4. Creating the Graph

struct Graph* createGraph(int vertices) {
    struct Graph* graph = (struct Graph*)malloc(sizeof(struct Graph));
    graph->numVertices = vertices;
    graph->adjLists = (struct Node**)malloc(vertices * sizeof(struct Node*));

    for (int i = 0; i < vertices; i++) {
        graph->adjLists[i] = NULL;
    }

    return graph;
}

• Allocates memory for the graph.
• Initializes the adjacency list array with NULL (empty list for each vertex).
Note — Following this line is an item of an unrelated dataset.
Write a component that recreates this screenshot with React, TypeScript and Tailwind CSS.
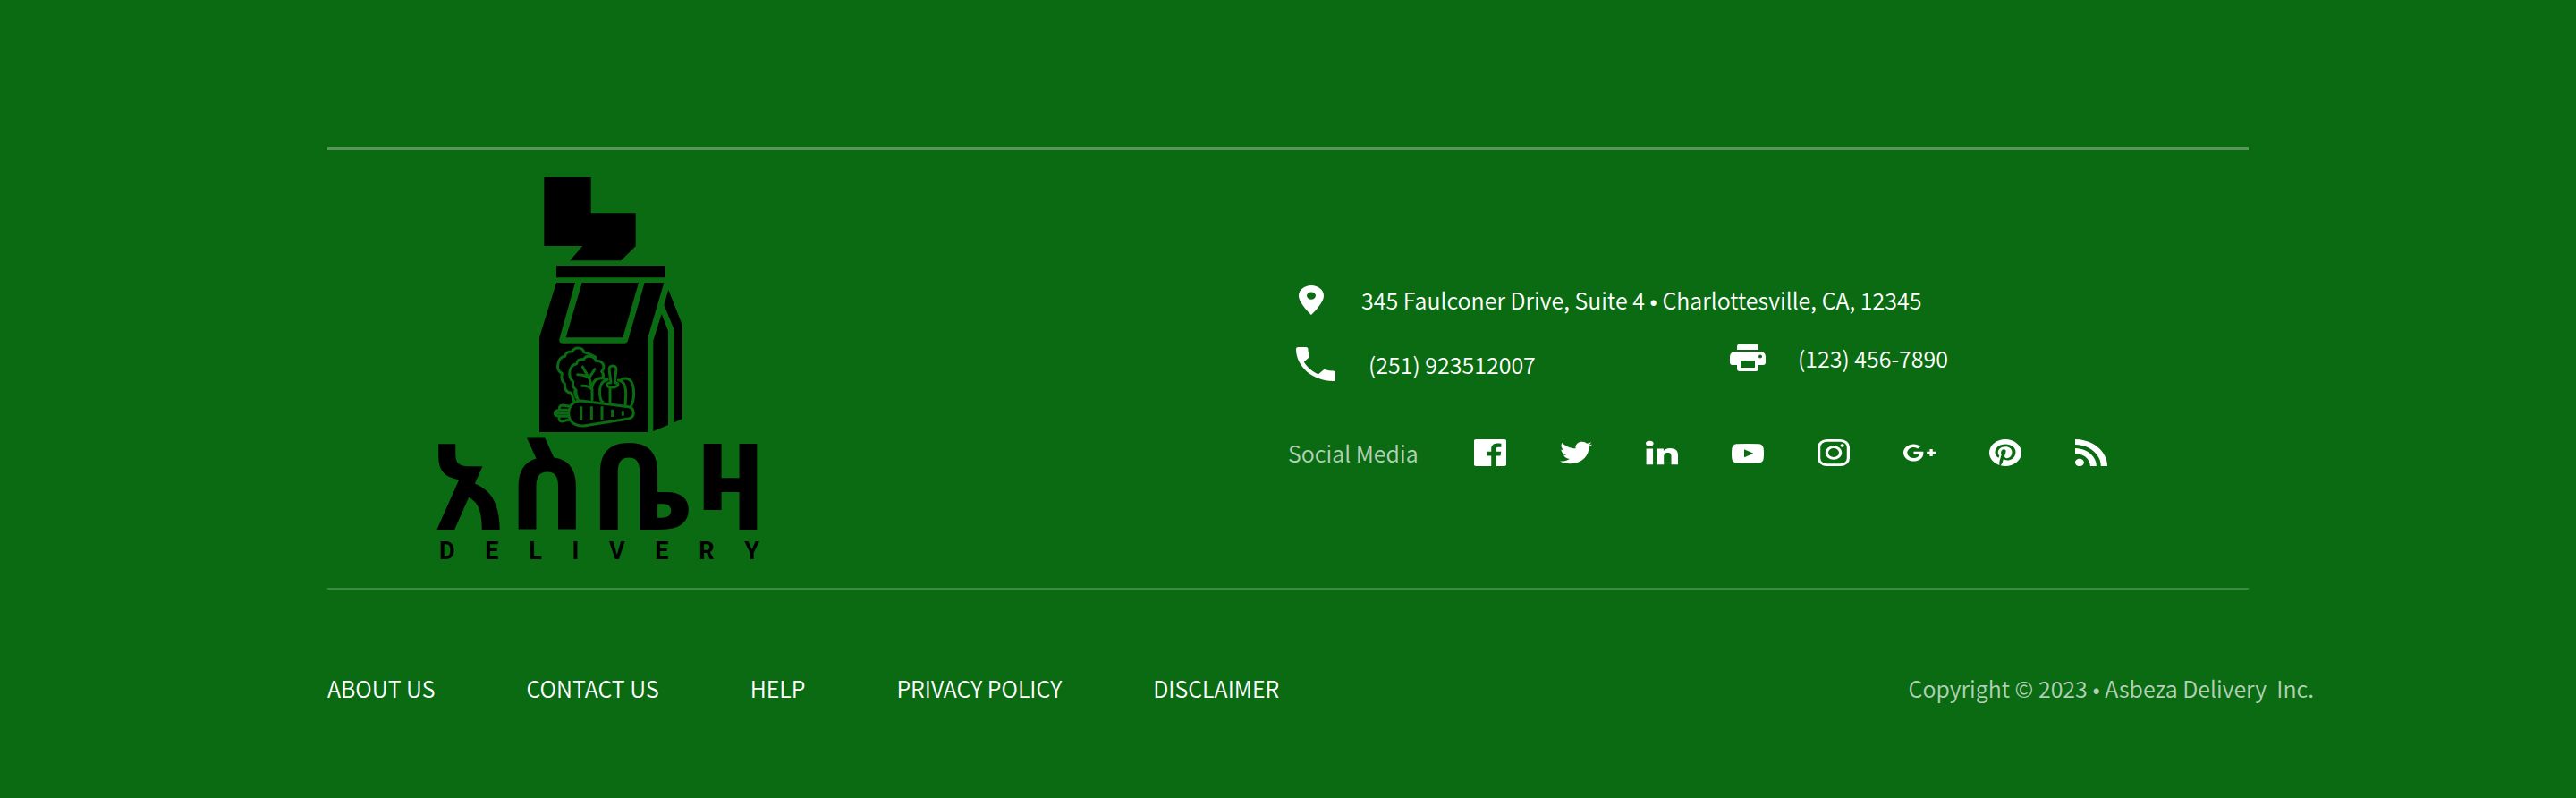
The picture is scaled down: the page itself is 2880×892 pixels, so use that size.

5. Adding an Edge (Undirected Graph)

void addEdge(struct Graph* graph, int src, int dest) {
    struct Node* newNode = createNode(dest);
    newNode->next = graph->adjLists[src];
    graph->adjLists[src] = newNode;

    newNode = createNode(src);
    newNode->next = graph->adjLists[dest];
    graph->adjLists[dest] = newNode;
}

• Adds an edge between src and dest.
• Since the graph is undirected, we add:
  • dest to the adjacency list of src.
  • src to the adjacency list of dest.

6. Printing the Graph

void printGraph(struct Graph* graph) {
    for (int i = 0; i < graph->numVertices; i++) {
        struct Node* temp = graph->adjLists[i];
        printf("Vertex %d: ", i);
        while (temp) {
            printf("%d -> ", temp->vertex);
            temp = temp->next;
        }
        printf("NULL\n");
    }
}

• Loops through each vertex and prints its adjacency list.

7. Main Function

int main() {
    struct Graph* graph = createGraph(5);

    addEdge(graph, 0, 1);
    addEdge(graph, 0, 2);
    addEdge(graph, 1, 3);
    addEdge(graph, 2, 4);

    printGraph(graph);

    return 0;
}

• Creates a graph with 5 vertices.
• Adds edges

0 - 1
0 - 2
1 - 3
2 - 4

• Prints the adjacency list representation of the graph.

Key Points

• Graphs are versatile data structures used to model relationships between entities.
• They can be represented using adjacency matrices or adjacency lists.
• Common algorithms include DFS, BFS, shortest path, and MST.
• Graphs have applications in social networks, maps, computer networks, and more.